In “Cold in July,” which opens Friday, May 30, Michael C. Hall plays a Texan who, Initially hailed as a hero for fatally shooting a low-life burglar who broke into his house, begins to fear for his family's safety when the victim's ex-con father (Sam Shepard) turns up in town making some not-so-veiled threats.
Listen to “Breakthrough Entertainment” and Phoenix Movie Examiner's full interview with Mickle by clicking on the image above this article. The following is an excerpt from the interview in which the writer/director discusses how his characters are created.
“I used to draw storyboards and ... when I think of things I think of them in black and white. So when I think of characters I sort of think of very fuzzy shapes or sometimes even just silhouettes. I am never able to look at characters and think, ‘This is McConaughey and this is so-and-so.’ I would love to be able to do that. It would make it much more easy to talk about casts with producers and stuff.
“But the most beautiful thing in the world is once actors start trying clothes on. It is one of the most exciting portions of making a movie. Our costume designer Liz Vastola had a blast on this.
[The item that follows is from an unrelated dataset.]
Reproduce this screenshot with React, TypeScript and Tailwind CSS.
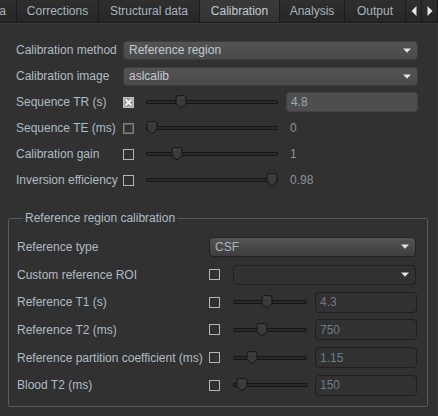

Michael [C. Hall] had just gotten there ... and we were both just sort of trying to figure out what his character was going to be. Then he started putting on these pants and these short-sleeved button-down shirts and all of the sudden that little fuzzy image in my mind solidified.
“[Michael] is one of the really great actors who is able to sink into characters. When you look at the character he played on ‘Six Feet Under,’ it took a long time to accept him as Dexter. And once I had accepted him as Dexter, it was hard to accept him as anything else. Everytime he plays somebody he is able to dissolve into what that is.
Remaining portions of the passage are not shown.